### Stored data

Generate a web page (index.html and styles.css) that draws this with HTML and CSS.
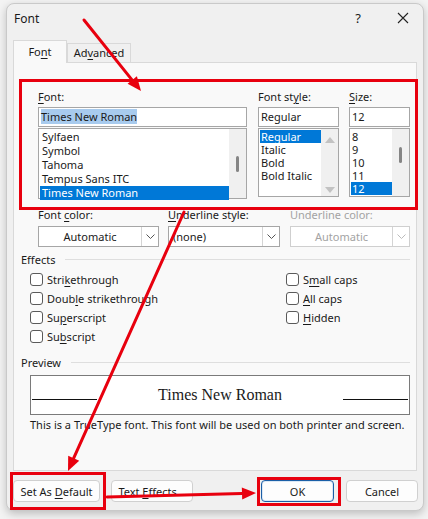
FILE: index.html
```html
<!DOCTYPE html>
<html lang="en">
<head>
  <meta charset="UTF-8" />
  <title>Font</title>
  <link rel="stylesheet" href="styles.css">
</head>
<body>
  <div class="window">
    <!-- Title bar -->
    <div class="titlebar">
      <span class="title">Font</span>
      <span class="help">?</span>
      <svg class="close" width="12" height="12" viewBox="0 0 12 12">
        <path d="M1 1 L11 11 M11 1 L1 11" stroke="#222" stroke-width="1.1" fill="none"/>
      </svg>
    </div>

    <!-- Tabs -->
    <div class="tabs">
      <div class="tab active">Fo<u>n</u>t</div>
      <div class="tab">Ad<u>v</u>anced</div>
    </div>

    <div class="panel">
      <div class="font-row">
        <div class="col col-font">
          <div class="label"><u>F</u>ont:</div>
          <div class="field"><span class="sel-text">Times New Roman</span></div>
          <div class="list list-font">
            <div class="items">
              <div class="item">Sylfaen</div>
              <div class="item">Symbol</div>
              <div class="item">Tahoma</div>
              <div class="item">Tempus Sans ITC</div>
              <div class="item selected">Times New Roman</div>
            </div>
            <div class="scroll"><span class="thumb thumb-font"></span></div>
          </div>
        </div>
        <div class="col col-style">
          <div class="label">Font st<u>y</u>le:</div>
          <div class="field">Regular</div>
          <div class="list list-small">
            <div class="items">
              <div class="item selected">Regular</div>
              <div class="item">Italic</div>
              <div class="item">Bold</div>
              <div class="item">Bold Italic</div>
            </div>
            <div class="scroll scroll-arrows">
              <span class="arrow-up"></span>
              <span class="arrow-down"></span>
            </div>
          </div>
        </div>
        <div class="col col-size">
          <div class="label"><u>S</u>ize:</div>
          <div class="field">12</div>
          <div class="list list-small">
            <div class="items">
              <div class="item">8</div>
              <div class="item">9</div>
              <div class="item">10</div>
              <div class="item">11</div>
              <div class="item selected">12</div>
            </div>
            <div class="scroll"><span class="thumb thumb-size"></span></div>
          </div>
        </div>
      </div>

      <div class="combo-row">
        <div class="combo-col w-color">
          <div class="label">Font <u>c</u>olor:</div>
          <div class="combo">
            <span class="combo-text center">Automatic</span>
            <span class="combo-btn"><svg width="9" height="5" viewBox="0 0 9 5"><path d="M0.5 0.5 L4.5 4.5 L8.5 0.5" stroke="#555" fill="none"/></svg></span>
          </div>
        </div>
        <div class="combo-col w-style">
          <div class="label"><u>U</u>nderline style:</div>
          <div class="combo">
            <span class="combo-text">(none)</span>
            <span class="combo-btn"><svg width="9" height="5" viewBox="0 0 9 5"><path d="M0.5 0.5 L4.5 4.5 L8.5 0.5" stroke="#555" fill="none"/></svg></span>
          </div>
        </div>
        <div class="combo-col w-ucolor disabled">
          <div class="label">Underline color:</div>
          <div class="combo">
            <span class="combo-text center">Automatic</span>
            <span class="combo-btn"><svg width="9" height="5" viewBox="0 0 9 5"><path d="M0.5 0.5 L4.5 4.5 L8.5 0.5" stroke="#bbb" fill="none"/></svg></span>
          </div>
        </div>
      </div>

      <div class="group-head"><span>Effects</span><i></i></div>
      <div class="effects">
        <div class="effects-col left">
          <label class="check"><span class="box"></span>Stri<u>k</u>ethrough</label>
          <label class="check"><span class="box"></span>Doub<u>l</u>e strikethrough</label>
          <label class="check"><span class="box"></span>Su<u>p</u>erscript</label>
          <label class="check"><span class="box"></span>Su<u>b</u>script</label>
        </div>
        <div class="effects-col">
          <label class="check"><span class="box"></span>S<u>m</u>all caps</label>
          <label class="check"><span class="box"></span><u>A</u>ll caps</label>
          <label class="check"><span class="box"></span><u>H</u>idden</label>
        </div>
      </div>

      <div class="group-head preview-head"><span>Preview</span><i></i></div>
      <div class="preview">
        <span class="rule"></span>
        <span class="sample">Times New Roman</span>
        <span class="rule"></span>
      </div>
      <div class="note">This is a TrueType font. This font will be used on both printer and screen.</div>
    </div>

    <!-- Dialog buttons -->
    <div class="buttons">
      <button class="btn b-default">Set As <u>D</u>efault</button>
      <button class="btn b-effects">Text <u>E</u>ffects...</button>
      <span class="spacer"></span>
      <button class="btn b-ok">OK</button>
      <button class="btn b-cancel">Cancel</button>
    </div>
  </div>

  <!-- Red annotations drawn over the screenshot -->
  <div class="mark mark-fonts"></div>
  <div class="mark mark-default"></div>
  <div class="mark mark-ok"></div>
  <svg class="arrows" width="428" height="519" viewBox="0 0 428 519">
    <g stroke="#e8000e" stroke-width="3" fill="none" stroke-linecap="round">
      <line x1="84" y1="20" x2="132.2" y2="80.1"/>
      <line x1="184" y1="212" x2="73.7" y2="458.2"/>
      <line x1="107" y1="497" x2="242" y2="493.4"/>
    </g>
    <g fill="#e8000e">
      <polygon points="141,91 127.6,83.8 136.9,76.3"/>
      <polygon points="68,471 68.2,455.8 79.2,460.7"/>
      <polygon points="256,493 242.2,499.4 241.8,487.4"/>
    </g>
  </svg>
</body>
</html>
```

FILE: styles.css
```css
/* Base */
* {
  margin: 0;
  padding: 0;
  box-sizing: border-box;
}
body {
  width: 428px;
  height: 519px;
  overflow: hidden;
  background: #f3f3f3;
  font-family: "Noto Sans", "Open Sans", sans-serif;
  font-size: 11px;
  color: #1a1a1a;
  position: relative;
}
u {
  text-decoration-thickness: 1px;
  text-underline-offset: 2px;
}
/* Window frame */
.window {
  margin: 3px 0 0 6px;
  width: 418px;
  height: 508px;
  background: #f0f0f0;
  border: 1px solid #c9c9c9;
  border-radius: 8px;
  box-shadow: 0 3px 8px rgba(0, 0, 0, 0.22);
}
.titlebar {
  height: 28px;
  display: flex;
  align-items: center;
  padding-left: 7px;
  font-size: 12px;
}
.title {
  flex: 1;
}
.help {
  font-size: 13px;
  margin-right: 36px;
}
.close {
  margin-right: 14px;
}
/* Tabs */
.tabs {
  display: flex;
  align-items: flex-end;
  margin: 8px 0 0 6px;
  height: 22px;
}
.tab {
  height: 19px;
  width: 64px;
  border: 1px solid #d9d9d9;
  border-bottom: none;
  text-align: center;
  line-height: 18px;
  background: #f0f0f0;
}
.tab.active {
  height: 23px;
  width: 54px;
  background: #f9f9f9;
  line-height: 21px;
  position: relative;
  z-index: 1;
  margin-bottom: -1px;
}
.panel {
  margin: 0 6px;
  height: 409px;
  background: #f9f9f9;
  border: 1px solid #d9d9d9;
  padding: 27px 0 0 7px;
}
/* Font, style and size lists */
.font-row {
  display: flex;
  margin-left: 17px;
}
.col-font { width: 209px; margin-right: 11px; }
.col-style { width: 81px; margin-right: 10px; }
.col-size { width: 61px; }
.label {
  height: 14px;
  line-height: 14px;
  margin-bottom: 3px;
  white-space: nowrap;
}
.field {
  height: 20px;
  background: #fff;
  border: 1px solid #a6a6a6;
  padding: 0 2px;
  line-height: 18px;
  white-space: nowrap;
  overflow: hidden;
}
.sel-text {
  background: #a8cbee;
}
.list {
  margin-top: 1px;
  background: #fff;
  border: 1px solid #a6a6a6;
  display: flex;
  padding: 1px 0 0 1px;
}
.list-font { height: 71px; }
.list-small { height: 69px; }
.items {
  flex: 1;
}
.item {
  height: 13px;
  line-height: 13px;
  padding-left: 1px;
  white-space: nowrap;
}
.list-font .item {
  height: 14px;
  line-height: 14px;
  padding-left: 2px;
}
.item.selected {
  background: #0078d7;
  color: #fff;
}
.scroll {
  width: 17px;
  margin-top: -1px;
  background: #f0f0f0;
  position: relative;
}
.thumb {
  position: absolute;
  left: 7px;
  width: 3px;
  height: 16px;
  border-radius: 2px;
  background: #858585;
}
.thumb-font { top: 27px; }
.thumb-size { top: 18px; }
.arrow-up,
.arrow-down {
  position: absolute;
  left: 4px;
  width: 0;
  height: 0;
  border-left: 5px solid transparent;
  border-right: 5px solid transparent;
}
.arrow-up { top: 8px; border-bottom: 6px solid #c2c2c2; }
.arrow-down { bottom: 3px; border-top: 6px solid #c2c2c2; }
/* Colour / underline combos */
.combo-row {
  display: flex;
  margin: 9px 0 0 17px;
}
.combo-row .label {
  margin-bottom: 4px;
}
.w-color { width: 121px; margin-right: 9px; }
.w-style { width: 112px; margin-right: 10px; }
.w-ucolor { width: 120px; }
.combo {
  height: 21px;
  display: flex;
  background: #fff;
  border: 1px solid #a6a6a6;
}
.combo-text {
  flex: 1;
  line-height: 19px;
  padding-left: 4px;
}
.combo-text.center {
  text-align: center;
  padding-left: 0;
}
.combo-btn {
  width: 17px;
  border-left: 1px solid #d4d4d4;
  display: flex;
  align-items: center;
  justify-content: center;
}
.disabled .label,
.disabled .combo-text {
  color: #a3a3a3;
}
.disabled .combo {
  border-color: #cfcfcf;
}
/* Group headings with a rule */
.group-head {
  display: flex;
  align-items: center;
  height: 14px;
  margin-top: 5px;
  margin-right: 6px;
}
.group-head i {
  flex: 1;
  height: 1px;
  background: #dedede;
  margin-left: 10px;
}
/* Effects check boxes */
.effects {
  display: flex;
  margin: 4px 0 0 9px;
}
.effects-col.left {
  width: 256px;
}
.check {
  display: flex;
  align-items: center;
  height: 19px;
}
.box {
  width: 13px;
  height: 13px;
  border: 1px solid #5a5a5a;
  border-radius: 3px;
  background: #fff;
  margin-right: 4px;
}
/* Preview */
.preview-head {
  margin-top: 9px;
}
.preview {
  margin: 6px 0 0 9px;
  width: 380px;
  height: 40px;
  background: #fff;
  border: 1px solid #7a7a7a;
  display: flex;
  align-items: baseline;
  justify-content: space-between;
  padding: 9px 1px 0;
}
.sample {
  font-family: "Liberation Serif", serif;
  font-size: 16px;
  line-height: 20px;
}
.rule {
  width: 65px;
  border-bottom: 1px solid #111;
  height: 1px;
}
.note {
  margin: 3px 0 0 9px;
  line-height: 14px;
  white-space: nowrap;
}
/* Bottom buttons */
.buttons {
  display: flex;
  margin: 9px 0 0 6px;
  padding-right: 5px;
}
.btn {
  height: 22px;
  font: inherit;
  background: #fdfdfd;
  border: 1px solid #d0d0d0;
  border-radius: 4px;
  color: #1a1a1a;
}
.b-default { width: 87px; margin-right: 11px; }
.b-effects { width: 82px; }
.spacer { flex: 1; }
.b-ok {
  width: 73px;
  margin-right: 12px;
  border-color: #1b5fa6;
  box-shadow: inset 0 0 0 1px #dbe8f5;
}
.b-cancel { width: 72px; }
/* Annotation overlay */
.mark {
  position: absolute;
  border: 3px solid #e8000e;
}
.mark-fonts { left: 19px; top: 79px; width: 399px; height: 131px; }
.mark-default { left: 10px; top: 472px; width: 96px; height: 38px; }
.mark-ok { left: 257px; top: 477px; width: 84px; height: 29px; }
.arrows {
  position: absolute;
  left: 0;
  top: 0;
  pointer-events: none;
}
```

######

• Problem details: Point out every line holding the string "index" and copy it.

• Reply to the exercise:
Generate a web page (index.html and styles.css) that draws this with HTML and CSS.
FILE: index.html
  z-index: 1;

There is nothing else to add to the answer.